WHAT YOU HAVE TO DO:
Work out the number of lines containing "index". Answer with nothing but that number.

DATASET EXCERPT:
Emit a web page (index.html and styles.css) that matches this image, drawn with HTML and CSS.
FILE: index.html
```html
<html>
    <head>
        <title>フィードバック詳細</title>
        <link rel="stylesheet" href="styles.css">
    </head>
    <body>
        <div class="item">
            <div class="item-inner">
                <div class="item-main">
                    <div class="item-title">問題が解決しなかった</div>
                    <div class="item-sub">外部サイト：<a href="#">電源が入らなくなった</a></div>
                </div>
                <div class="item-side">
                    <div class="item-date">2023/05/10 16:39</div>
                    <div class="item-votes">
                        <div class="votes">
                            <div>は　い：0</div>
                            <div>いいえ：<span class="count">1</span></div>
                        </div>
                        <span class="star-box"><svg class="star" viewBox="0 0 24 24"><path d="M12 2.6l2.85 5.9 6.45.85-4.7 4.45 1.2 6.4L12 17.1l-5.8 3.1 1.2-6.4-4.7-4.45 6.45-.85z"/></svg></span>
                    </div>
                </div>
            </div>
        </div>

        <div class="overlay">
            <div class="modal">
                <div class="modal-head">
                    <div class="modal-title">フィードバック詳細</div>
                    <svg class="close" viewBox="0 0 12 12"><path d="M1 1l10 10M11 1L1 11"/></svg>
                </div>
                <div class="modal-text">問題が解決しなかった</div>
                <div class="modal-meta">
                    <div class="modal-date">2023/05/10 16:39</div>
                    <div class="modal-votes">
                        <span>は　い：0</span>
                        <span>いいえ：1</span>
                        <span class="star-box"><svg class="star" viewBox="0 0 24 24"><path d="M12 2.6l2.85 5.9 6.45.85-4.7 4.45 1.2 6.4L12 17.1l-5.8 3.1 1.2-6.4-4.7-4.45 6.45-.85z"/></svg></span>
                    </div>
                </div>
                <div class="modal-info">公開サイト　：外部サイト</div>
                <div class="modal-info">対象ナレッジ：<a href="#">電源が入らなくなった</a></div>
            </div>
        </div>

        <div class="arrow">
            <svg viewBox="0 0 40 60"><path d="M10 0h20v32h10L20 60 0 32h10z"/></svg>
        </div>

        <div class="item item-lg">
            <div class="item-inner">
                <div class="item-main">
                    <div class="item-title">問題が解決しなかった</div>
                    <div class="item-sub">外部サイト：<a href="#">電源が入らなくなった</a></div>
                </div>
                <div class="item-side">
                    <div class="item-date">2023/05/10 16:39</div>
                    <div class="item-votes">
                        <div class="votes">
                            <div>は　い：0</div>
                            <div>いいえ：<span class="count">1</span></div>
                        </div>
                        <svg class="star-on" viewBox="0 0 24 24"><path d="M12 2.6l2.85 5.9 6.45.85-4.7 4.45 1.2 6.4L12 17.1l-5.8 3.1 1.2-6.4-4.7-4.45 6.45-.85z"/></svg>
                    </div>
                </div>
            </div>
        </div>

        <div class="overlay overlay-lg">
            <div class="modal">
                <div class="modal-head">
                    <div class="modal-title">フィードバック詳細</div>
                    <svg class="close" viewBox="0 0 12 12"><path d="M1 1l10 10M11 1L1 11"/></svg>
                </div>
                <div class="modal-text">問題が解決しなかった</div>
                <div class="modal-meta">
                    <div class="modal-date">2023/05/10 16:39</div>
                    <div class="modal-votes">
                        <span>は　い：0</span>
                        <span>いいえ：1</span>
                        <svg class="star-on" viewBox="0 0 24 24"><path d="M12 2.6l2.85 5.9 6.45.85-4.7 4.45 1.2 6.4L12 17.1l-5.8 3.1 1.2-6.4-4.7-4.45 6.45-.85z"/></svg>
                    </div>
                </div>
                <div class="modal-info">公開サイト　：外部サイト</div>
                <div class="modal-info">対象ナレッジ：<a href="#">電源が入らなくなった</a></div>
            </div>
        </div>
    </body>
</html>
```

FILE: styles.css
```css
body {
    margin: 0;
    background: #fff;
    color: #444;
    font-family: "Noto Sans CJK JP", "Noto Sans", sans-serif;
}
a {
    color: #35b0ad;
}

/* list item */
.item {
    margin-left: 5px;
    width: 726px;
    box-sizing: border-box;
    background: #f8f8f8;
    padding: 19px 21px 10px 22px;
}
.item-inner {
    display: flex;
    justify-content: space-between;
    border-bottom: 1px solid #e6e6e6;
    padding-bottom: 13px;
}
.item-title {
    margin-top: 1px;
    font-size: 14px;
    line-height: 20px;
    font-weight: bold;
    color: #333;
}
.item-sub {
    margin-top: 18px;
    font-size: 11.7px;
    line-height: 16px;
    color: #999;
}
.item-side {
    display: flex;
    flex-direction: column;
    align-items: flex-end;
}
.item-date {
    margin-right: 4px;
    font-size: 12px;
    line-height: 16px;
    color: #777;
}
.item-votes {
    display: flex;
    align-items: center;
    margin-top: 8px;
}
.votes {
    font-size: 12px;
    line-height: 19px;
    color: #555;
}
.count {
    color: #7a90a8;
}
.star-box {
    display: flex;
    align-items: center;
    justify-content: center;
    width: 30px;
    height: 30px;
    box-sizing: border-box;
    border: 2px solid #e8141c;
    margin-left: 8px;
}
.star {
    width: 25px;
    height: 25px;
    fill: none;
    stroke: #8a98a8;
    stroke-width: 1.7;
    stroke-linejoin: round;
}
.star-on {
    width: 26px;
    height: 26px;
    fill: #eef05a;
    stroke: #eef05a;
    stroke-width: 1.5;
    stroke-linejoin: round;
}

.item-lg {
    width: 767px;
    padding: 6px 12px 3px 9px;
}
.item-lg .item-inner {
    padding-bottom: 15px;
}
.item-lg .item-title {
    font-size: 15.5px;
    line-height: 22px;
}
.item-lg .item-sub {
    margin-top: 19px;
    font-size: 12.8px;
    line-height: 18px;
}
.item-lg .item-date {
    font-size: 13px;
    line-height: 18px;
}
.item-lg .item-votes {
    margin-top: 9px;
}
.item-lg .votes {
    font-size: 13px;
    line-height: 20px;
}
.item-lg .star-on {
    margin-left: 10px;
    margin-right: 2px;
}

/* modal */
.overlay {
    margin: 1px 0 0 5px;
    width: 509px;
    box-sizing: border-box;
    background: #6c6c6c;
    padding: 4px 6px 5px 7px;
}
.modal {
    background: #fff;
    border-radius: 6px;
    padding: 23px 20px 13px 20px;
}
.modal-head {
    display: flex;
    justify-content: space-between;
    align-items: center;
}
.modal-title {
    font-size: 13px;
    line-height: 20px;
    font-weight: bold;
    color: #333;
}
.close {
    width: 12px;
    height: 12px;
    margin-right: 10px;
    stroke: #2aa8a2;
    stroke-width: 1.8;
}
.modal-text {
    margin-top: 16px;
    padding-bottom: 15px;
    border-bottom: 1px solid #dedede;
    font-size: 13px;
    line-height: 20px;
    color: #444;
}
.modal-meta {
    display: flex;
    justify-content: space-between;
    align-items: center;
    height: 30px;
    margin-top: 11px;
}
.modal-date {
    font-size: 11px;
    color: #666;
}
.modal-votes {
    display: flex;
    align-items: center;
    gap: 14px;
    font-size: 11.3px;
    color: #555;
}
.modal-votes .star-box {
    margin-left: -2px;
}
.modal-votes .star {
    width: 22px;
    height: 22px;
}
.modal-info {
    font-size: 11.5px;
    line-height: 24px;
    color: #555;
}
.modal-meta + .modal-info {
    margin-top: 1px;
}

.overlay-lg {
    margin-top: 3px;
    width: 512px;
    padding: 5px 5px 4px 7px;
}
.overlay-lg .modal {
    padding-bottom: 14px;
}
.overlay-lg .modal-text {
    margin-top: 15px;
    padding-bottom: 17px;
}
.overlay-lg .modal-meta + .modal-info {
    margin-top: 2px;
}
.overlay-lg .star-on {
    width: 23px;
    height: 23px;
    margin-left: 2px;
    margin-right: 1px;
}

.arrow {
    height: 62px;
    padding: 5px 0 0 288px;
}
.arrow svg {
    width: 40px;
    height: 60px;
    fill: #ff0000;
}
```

ANSWER FOR THE TASK:
2